[start DATA]
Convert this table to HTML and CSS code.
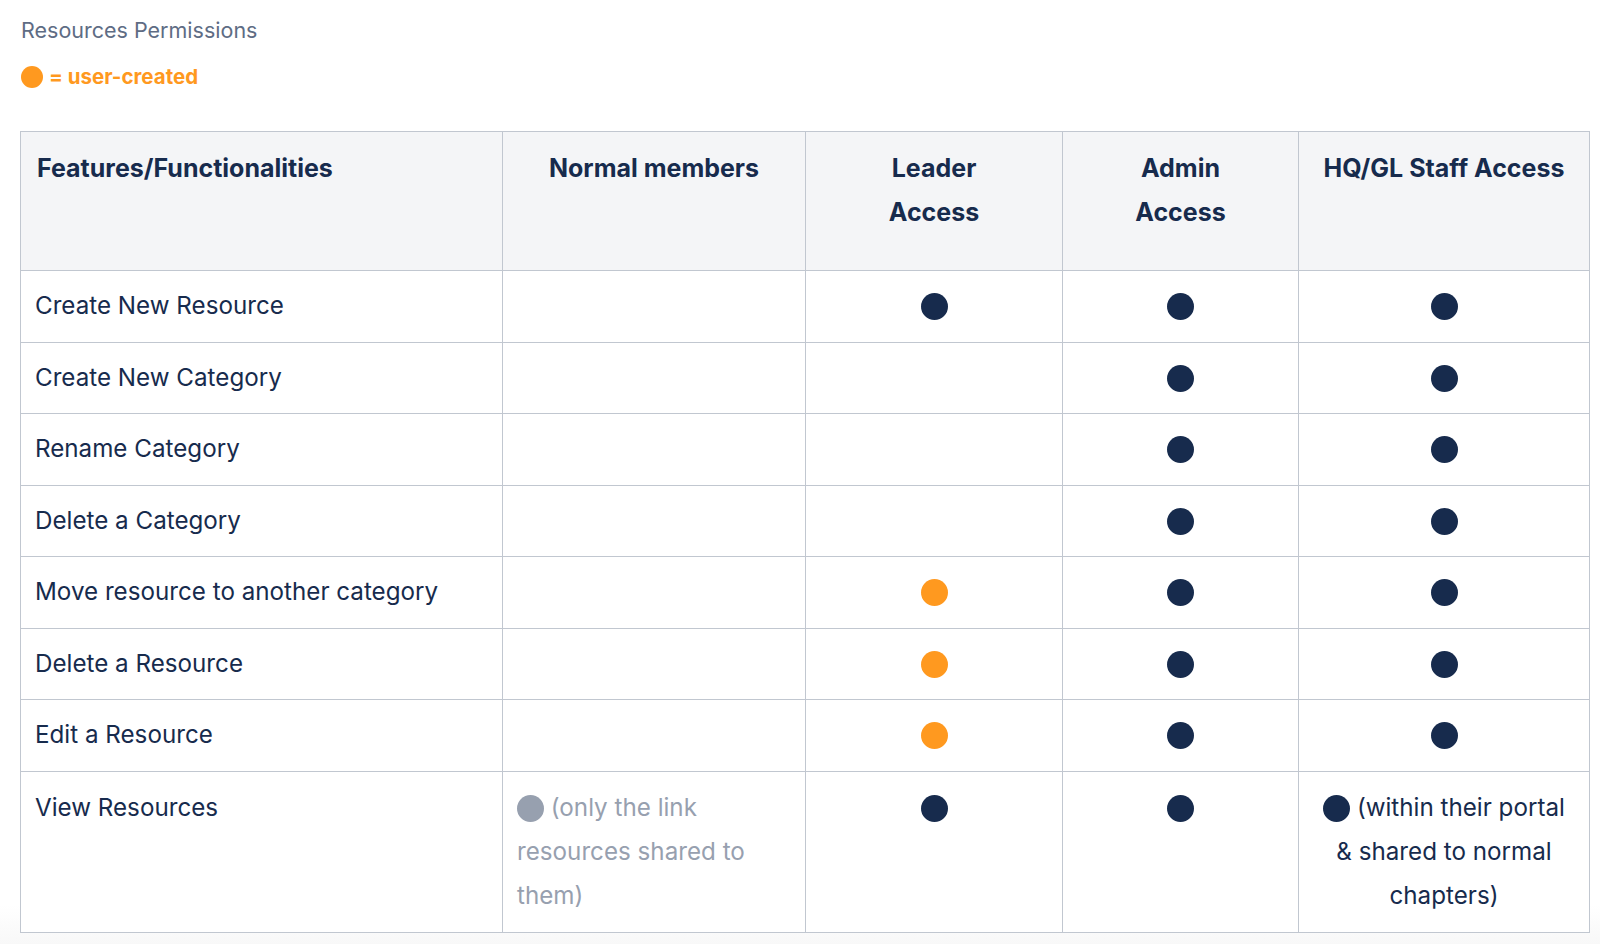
FILE: index.html
```html
<!DOCTYPE html>
<html lang="en">
<head>
<meta charset="utf-8">
<title>Resources Permissions</title>
<link rel="stylesheet" href="styles.css">
</head>
<body>
<main class="page">
  <h1 class="title">Resources Permissions</h1>
  <p class="legend"><span class="dot dot-orange dot-legend"></span> = user-created</p>
  <table class="perm">
    <colgroup>
      <col class="c1"><col class="c2"><col class="c3"><col class="c4"><col class="c5">
    </colgroup>
    <thead>
      <tr>
        <th class="left">Features/Functionalities</th>
        <th>Normal members</th>
        <th>Leader<br>Access</th>
        <th>Admin<br>Access</th>
        <th>HQ/GL Staff Access</th>
      </tr>
    </thead>
    <tbody>
      <tr>
        <td>Create New Resource</td>
        <td></td>
        <td class="mid"><span class="dot dot-navy"></span></td>
        <td class="mid"><span class="dot dot-navy"></span></td>
        <td class="mid"><span class="dot dot-navy"></span></td>
      </tr>
      <tr>
        <td>Create New Category</td>
        <td></td>
        <td class="mid"></td>
        <td class="mid"><span class="dot dot-navy"></span></td>
        <td class="mid"><span class="dot dot-navy"></span></td>
      </tr>
      <tr>
        <td>Rename Category</td>
        <td></td>
        <td class="mid"></td>
        <td class="mid"><span class="dot dot-navy"></span></td>
        <td class="mid"><span class="dot dot-navy"></span></td>
      </tr>
      <tr>
        <td>Delete a Category</td>
        <td></td>
        <td class="mid"></td>
        <td class="mid"><span class="dot dot-navy"></span></td>
        <td class="mid"><span class="dot dot-navy"></span></td>
      </tr>
      <tr>
        <td>Move resource to another category</td>
        <td></td>
        <td class="mid"><span class="dot dot-orange"></span></td>
        <td class="mid"><span class="dot dot-navy"></span></td>
        <td class="mid"><span class="dot dot-navy"></span></td>
      </tr>
      <tr>
        <td>Delete a Resource</td>
        <td></td>
        <td class="mid"><span class="dot dot-orange"></span></td>
        <td class="mid"><span class="dot dot-navy"></span></td>
        <td class="mid"><span class="dot dot-navy"></span></td>
      </tr>
      <tr>
        <td>Edit a Resource</td>
        <td></td>
        <td class="mid"><span class="dot dot-orange"></span></td>
        <td class="mid"><span class="dot dot-navy"></span></td>
        <td class="mid"><span class="dot dot-navy"></span></td>
      </tr>
      <tr class="tall">
        <td>View Resources</td>
        <td class="muted"><span class="dot dot-grey"></span> (only the link resources shared to them)</td>
        <td class="mid"><span class="dot dot-navy"></span></td>
        <td class="mid"><span class="dot dot-navy"></span></td>
        <td class="mid"><span class="dot dot-navy"></span> (within their portal<br>&amp; shared to normal chapters)</td>
      </tr>
    </tbody>
  </table>
</main>
</body>
</html>
```

FILE: styles.css
```css
html, body {
  margin: 0;
  padding: 0;
}

html {
  background: #ffffff;
}

body {
  min-height: 944px;
  box-sizing: border-box;
  background: linear-gradient(to bottom, #ffffff 0, #ffffff 905px, #f8f8f8 944px);
  font-family: Inter, "Noto Sans", "Liberation Sans", sans-serif;
  color: #172b4d;
}

.page {
  padding: 17px 11px 0 20px;
}

.title {
  margin: 0 0 0 1px;
  font-size: 21.5px;
  line-height: 26px;
  font-weight: 400;
  color: #5e6c84;
}

.legend {
  margin: 21px 0 0 1px;
  font-size: 20.5px;
  line-height: 26px;
  font-weight: 700;
  color: #ff991f;
  display: flex;
  align-items: center;
  gap: 6px;
}

.dot {
  display: inline-block;
  width: 27px;
  height: 27px;
  border-radius: 50%;
  vertical-align: -6px;
}

.dot-legend {
  width: 22px;
  height: 22px;
}

.dot-navy { background: #172b4d; }
.dot-orange { background: #ff991f; }
.dot-grey { background: #97a0af; }

.perm {
  margin-top: 41px;
  border-collapse: collapse;
  table-layout: fixed;
  width: 1569px;
  font-size: 24.2px;
  line-height: 44px;
  background: #ffffff;
}

.c1 { width: 482px; }
.c2 { width: 303px; }
.c3 { width: 257px; }
.c4 { width: 236px; }
.c5 { width: 291px; }

.perm th,
.perm td {
  border: 1px solid #c1c7d0;
  padding: 13.25px 14px;
  vertical-align: top;
}

.perm tr.tall td {
  padding-top: 14px;
  padding-bottom: 14px;
}

.perm th {
  background: #f4f5f7;
  font-weight: 700;
  font-size: 25px;
  text-align: center;
  padding: 14px 14px 36px;
}

.perm th.left {
  text-align: left;
  padding-left: 16px;
}

.perm td.mid {
  text-align: center;
}

.perm td.muted {
  color: #97a0af;
}
```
[end DATA]
▸ WRITTEN TASK
Report each line in the data that holds the word "table".

▸ ANSWER FOR THIS EXERCISE
Convert this table to HTML and CSS code.
  <table class="perm">
  </table>
  table-layout: fixed;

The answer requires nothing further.